2. Do lean on it for volume formulas. Cone and sphere volumes are easy to forget and easy to look up — let the sheet carry those.
And remember: you also have Desmos on every question. For a lot of algebra, graphing beats recalling a formula. See our guide on how to use Desmos on the Digital SAT.
Turn Formulas Into Reflexes
Knowing a formula and recognizing when to use it are different skills. The second only comes from practice. Drill mixed math sets until "percent change" or "vertex form" jumps out at you automatically — that's when your speed and accuracy climb together. Practice with real questions filtered by domain, or take a free score quiz to find your weak spots.
Frequently Asked Questions
Does the SAT give you a formula sheet?
Yes. The Digital SAT shows a geometry reference sheet on-screen for every math question, including circle and triangle areas, the Pythagorean theorem, special right triangles, and volume formulas. It does not include algebra, functions, or statistics formulas.
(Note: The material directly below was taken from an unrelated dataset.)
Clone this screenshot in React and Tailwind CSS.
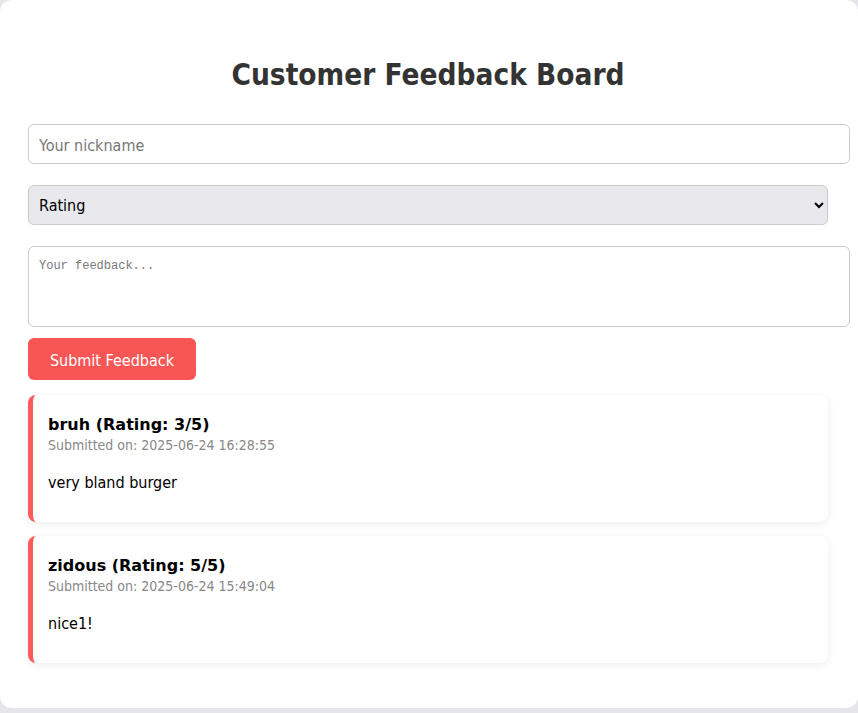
export default function App() {
  const items = [
    { name: "bruh", rating: 3, date: "2025-06-24 16:28:55", text: "very bland burger" },
    { name: "zidous", rating: 5, date: "2025-06-24 15:49:04", text: "nice1!" },
  ];
  const font = { fontFamily: '"DejaVu Sans Condensed", Tahoma, "Liberation Sans", sans-serif' };
  const bold = { fontFamily: '"DejaVu Sans", Tahoma, "Liberation Sans", sans-serif' };
  return (
    <div className="min-h-[713px] w-[858px] bg-[#e6e6ea]">
      <div
        className="h-[708px] w-[858px] rounded-xl bg-white pl-[28px] pr-[30px] pt-[58px] text-[#222]"
        style={font}
      >
        <h1 className="text-center text-[29.5px] font-bold leading-[34px] text-[#333]">
          Customer Feedback Board
        </h1>
        <div className="mt-[32px] w-[800px]">
          <input
            className="block h-[40px] w-[822px] rounded-md border border-[#ccc] px-[10px] pt-[2px] text-[16px] placeholder:text-[#777] outline-none"
            placeholder="Your nickname"
            style={font}
          />
          <select
            className="mt-[21px] block h-[40px] w-[800px] rounded-md border border-[#ccc] bg-[#e9e9ed] px-[6px] text-[16px] text-black"
            style={font}
            defaultValue=""
          >
            <option value="">Rating</option>
          </select>
          <textarea
            className="mt-[21px] block h-[81px] w-[822px] resize-none rounded-md border border-[#ccc] px-[10px] py-[10px] text-[12px] font-['Liberation_Mono',monospace] placeholder:text-[#777] outline-none"
            placeholder="Your feedback..."
          />
          <button
            className="mt-[11px] h-[42px] w-[168px] rounded-md bg-[#f85555] pt-[3px] text-[16px] text-white"
            style={font}
          >
            Submit Feedback
          </button>
          <div className="mt-[15px] flex flex-col gap-[14px]">
            {items.map((it) => (
              <div
                key={it.name}
                className="h-[127px] w-[800px] rounded-lg border-l-[5px] border-[#ff5a5a] bg-white pl-[15px] pr-[15px] pt-[20px] shadow-[0_2px_8px_rgba(0,0,0,0.07)]"
              >
                <div className="text-[16px] font-bold leading-[19px] text-black" style={bold}>
                  {it.name} (Rating: {it.rating}/5)
                </div>
                <div className="mt-[3px] text-[14px] leading-[17px] text-[#888]">
                  Submitted on: {it.date}
                </div>
                <p className="mt-[19px] text-[16px] leading-[19px] text-black">{it.text}</p>
              </div>
            ))}
          </div>
        </div>
      </div>
    </div>
  );
}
What formulas do I need to memorize for the SAT?
Memorize the ones not on the reference sheet: slope and slope-intercept form, the quadratic formula and vertex (−b/2a), the discriminant, percent change, exponent rules, exponential growth/decay, and the basics of mean, median, and mode. These cover the algebra, functions, and statistics that make up most of the section.
Is the reference sheet the same on every SAT?
Yes. The geometry reference sheet is standardized and appears on-screen throughout the Math section on every Digital SAT. Because it's always available, you don't need to memorize the volume formulas — but knowing the common ones still saves time.
Do I need to memorize formulas if I have Desmos?
Some, but less than you'd think. Desmos handles a lot of algebra graphically — finding roots, intersections, and vertices. Still, memorizing core formulas like percent change and exponent rules is faster than setting up a graph for simple cases.